Aim of the exercise -
Copy the listing verbatim, excluding any images found in it.
::: Material :::
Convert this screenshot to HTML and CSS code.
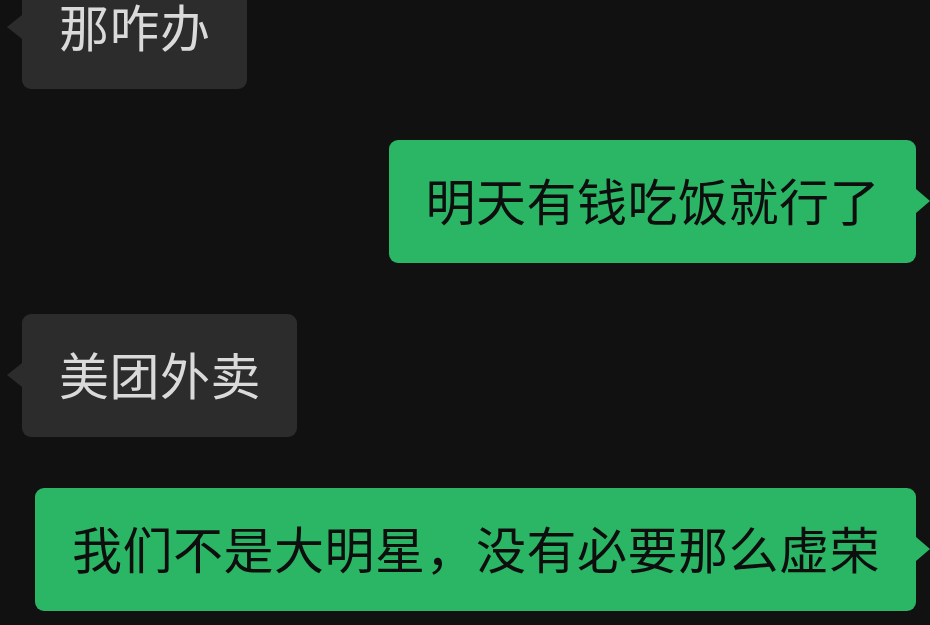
FILE: index.html
```html
<!DOCTYPE html>
<html lang="zh-CN">
<head>
  <meta charset="UTF-8">
  <meta name="viewport" content="width=device-width, initial-scale=1.0">
  <title>聊天</title>
  <link rel="stylesheet" href="styles.css">
</head>
<body>
  <div class="chat">
    <div class="row left first">
      <div class="bubble other">那咋办</div>
    </div>
    <div class="row right">
      <div class="bubble mine">明天有钱吃饭就行了</div>
    </div>
    <div class="row left">
      <div class="bubble other">美团外卖</div>
    </div>
    <div class="row right">
      <div class="bubble mine">我们不是大明星，没有必要那么虚荣</div>
    </div>
  </div>
</body>
</html>
```

FILE: styles.css
```css
body {
  margin: 0;
  background-color: #111111;
  font-family: "Noto Sans CJK SC", "Noto Sans", sans-serif;
  overflow: hidden;
}
.chat {
  display: flex;
  flex-direction: column;
  gap: 51.5px;
}
.row {
  display: flex;
}
.row.first {
  margin-top: -34px;
}
.left {
  justify-content: flex-start;
  padding-left: 22px;
}
.right {
  justify-content: flex-end;
  padding-right: 14px;
}
.bubble {
  position: relative;
  font-size: 50px;
  line-height: 50px;
  letter-spacing: 0.5px;
  padding: 34px 36px 38.5px 37px;
  border-radius: 9px;
  white-space: nowrap;
}
.other {
  background-color: #2c2c2c;
  color: #dadada;
}
.mine {
  background-color: #2bb665;
  color: #0e0e0e;
}
.bubble::after {
  content: "";
  position: absolute;
  top: 50%;
  margin-top: -12px;
  border-top: 12px solid transparent;
  border-bottom: 12px solid transparent;
}
.other::after {
  left: -15px;
  border-right: 15px solid #2c2c2c;
}
.mine::after {
  right: -14px;
  border-left: 14px solid #2bb665;
}
```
:::
Solved exercise -
Convert this screenshot to HTML and CSS code.
FILE: index.html
```html
<!DOCTYPE html>
<html lang="zh-CN">
<head>
  <meta charset="UTF-8">
  <meta name="viewport" content="width=device-width, initial-scale=1.0">
  <title>聊天</title>
  <link rel="stylesheet" href="styles.css">
</head>
<body>
  <div class="chat">
    <div class="row left first">
      <div class="bubble other">那咋办</div>
    </div>
    <div class="row right">
      <div class="bubble mine">明天有钱吃饭就行了</div>
    </div>
    <div class="row left">
      <div class="bubble other">美团外卖</div>
    </div>
    <div class="row right">
      <div class="bubble mine">我们不是大明星，没有必要那么虚荣</div>
    </div>
  </div>
</body>
</html>
```

FILE: styles.css
```css
body {
  margin: 0;
  background-color: #111111;
  font-family: "Noto Sans CJK SC", "Noto Sans", sans-serif;
  overflow: hidden;
}
.chat {
  display: flex;
  flex-direction: column;
  gap: 51.5px;
}
.row {
  display: flex;
}
.row.first {
  margin-top: -34px;
}
.left {
  justify-content: flex-start;
  padding-left: 22px;
}
.right {
  justify-content: flex-end;
  padding-right: 14px;
}
.bubble {
  position: relative;
  font-size: 50px;
  line-height: 50px;
  letter-spacing: 0.5px;
  padding: 34px 36px 38.5px 37px;
  border-radius: 9px;
  white-space: nowrap;
}
.other {
  background-color: #2c2c2c;
  color: #dadada;
}
.mine {
  background-color: #2bb665;
  color: #0e0e0e;
}
.bubble::after {
  content: "";
  position: absolute;
  top: 50%;
  margin-top: -12px;
  border-top: 12px solid transparent;
  border-bottom: 12px solid transparent;
}
.other::after {
  left: -15px;
  border-right: 15px solid #2c2c2c;
}
.mine::after {
  right: -14px;
  border-left: 14px solid #2bb665;
}
```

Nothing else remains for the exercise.